Ingredients
Yogurt Sauce
- 1/2 cup plain low-fat yogurt
- 1 tablespoon tahini (sesame seed paste)
- 1 1/2 teaspoons fresh lemon juice
- 1/4 teaspoon salt
Roasted Pepper Relish
- 1/4 cup roasted red peppers drained and finely chopped
- 1/4 cup water plus 3 tablespoons
- 2 tablespoons pomegranate molasses
- 1 tablespoon chopped fresh flat leaf parsley
- pinch coarse salt
- freshly ground black pepper
Meatballs
- 1 pound ground lamb
- 1/4 cup mint thinly sliced
- 2 tablespoons white onions coarsely grated
- 3 cloves garlic minced
- 1 1/2 tablespoons paprika
- 1 1/2 teaspoons ground cumin
- 1/4 teaspoon cayenne pepper
- 3/4 teaspoon coarse salt
- 1/2 teaspoon freshly ground black pepper
- 1 tablespoon olive oil divided
- 1 onion peeled and cut into 1/4 inch slices
- 4 5-7 inch diameter naan or soft round Middle Eastern flatbreads
Instructions
Yogurt Sauce
- Measure ingredients into a bowl and fold to combine. Cover and set aside.
Red Pepper Relish
- Heat a pan over medium high heat and add the roasted peppers, water and the pomegranate molasses. Bring to simmer, stirring. Cook until the liquid is reduced to about 1/3 cup stirring occasionally – about 5 minutes. Add parsley then taste, adjusting with salt, pepper, and more pomegranate molasses, if desired. Hold warm in the oven with the cooked onions. (below)
Meatballs
- Preheat oven to low, or 200°F if your oven does not have a low setting; line a sheet pan with parchment or foil.

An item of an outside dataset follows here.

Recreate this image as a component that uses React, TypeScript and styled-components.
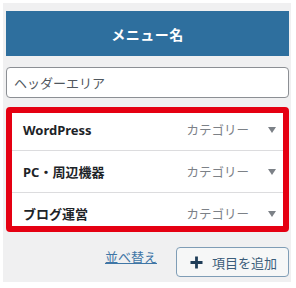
import React from "react";
import styled, { createGlobalStyle } from "styled-components";

const GlobalStyle = createGlobalStyle`
  body {
    margin: 0;
    background: #fff;
    font-family: "Noto Sans", "Noto Sans CJK JP", sans-serif;
  }
`;

const Panel = styled.div`
  margin: 3px 0 0 3px;
  width: 288px;
  height: 279px;
  padding: 8px 2px 0 3px;
  box-sizing: border-box;
  background: #f0f0f1;
  display: flex;
  flex-direction: column;
`;

const MenuHeader = styled.div`
  height: 45px;
  background: #2e6f9e;
  color: #fff;
  font-weight: 700;
  font-size: 14px;
  display: flex;
  align-items: center;
  justify-content: center;
  letter-spacing: 0.5px;
`;

const AreaInput = styled.div`
  margin-top: 11px;
  height: 31px;
  box-sizing: border-box;
  border: 1px solid #8c8f94;
  border-radius: 4px;
  background: #fff;
  padding-left: 7px;
  display: flex;
  align-items: center;
  font-size: 13px;
  color: #50575e;
`;

const Highlight = styled.div`
  margin-top: 9px;
  height: 125px;
  box-sizing: border-box;
  border: 6px solid #e50012;
  border-radius: 4px;
  background: #fff;
  overflow: hidden;
`;

const Rows = styled.div`
  margin-top: -4px;
`;

const Row = styled.div<{ $last?: boolean }>`
  height: 41px;
  display: flex;
  align-items: center;
  padding: 0 7px 0 11px;
  border-bottom: ${(p) => (p.$last ? "none" : "1px solid #dcdcde")};
`;

const Title = styled.span`
  flex: 1;
  font-size: 13px;
  font-weight: 700;
  color: #1d2327;
`;

const Kind = styled.span`
  font-size: 12.5px;
  color: #7c8187;
  margin-right: 19px;
`;

const Caret = styled.span`
  width: 0;
  height: 0;
  border-left: 4px solid transparent;
  border-right: 4px solid transparent;
  border-top: 6px solid #7c8187;
`;

const Footer = styled.div`
  margin-top: 15px;
  display: flex;
  justify-content: flex-end;
  align-items: flex-start;
  gap: 19px;
`;

const SortLink = styled.a`
  margin-top: 1px;
  font-size: 13px;
  color: #3f76a6;
  text-decoration: underline;
  line-height: 18px;
`;

const AddButton = styled.button`
  width: 113px;
  height: 30px;
  box-sizing: border-box;
  border: 1px solid #7f9db6;
  border-radius: 4px;
  background: #f6f7f7;
  display: flex;
  align-items: center;
  justify-content: center;
  gap: 9px;
  padding: 0 0 0 2px;
  font-family: inherit;
  font-size: 13px;
  color: #3b5d7a;
`;

const items = ["WordPress", "PC・周辺機器", "ブログ運営"];

export default function App() {
  return (
    <>
      <GlobalStyle />
      <Panel>
        <MenuHeader>メニュー名</MenuHeader>
        <AreaInput>ヘッダーエリア</AreaInput>
        <Highlight>
          <Rows>
            {items.map((name, i) => (
              <Row key={name} $last={i === items.length - 1}>
                <Title>{name}</Title>
                <Kind>カテゴリー</Kind>
                <Caret />
              </Row>
            ))}
          </Rows>
        </Highlight>
        <Footer>
          <SortLink>並べ替え</SortLink>
          <AddButton>
            <svg width="13" height="13" viewBox="0 0 13 13">
              <path d="M6.5 0.5v12M0.5 6.5h12" stroke="#1f3d58" strokeWidth="2.8" />
            </svg>
            項目を追加
          </AddButton>
        </Footer>
      </Panel>
    </>
  );
}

- Combine the lamb with the mint, grated onion, garlic cloves, paprika, cumin, cayenne, salt and pepper in a bowl and mix thoroughly. On a clean work surface, measure 2 tablespoons of the meat mixture into mounds and with lightly moistened fingertips, shape the meat into balls.
- Heat a skillet over medium-high heat with ½ of the olive oil. Add the sliced onions and cook, stirring until golden brown, about 7 – 10 minutes. Transfer onions to the prepared baking sheet and place in oven to hold warm.
- Wipe the skillet, add the remaining olive oil and heat over medium-high heat. Brown the meatballs, turning until just cooked through, 7 to 8 minutes. Transfer to the baking sheet (or all to a decorative platter) and serve with yogurt sauce, red pepper relish, onions, and warm flatbread.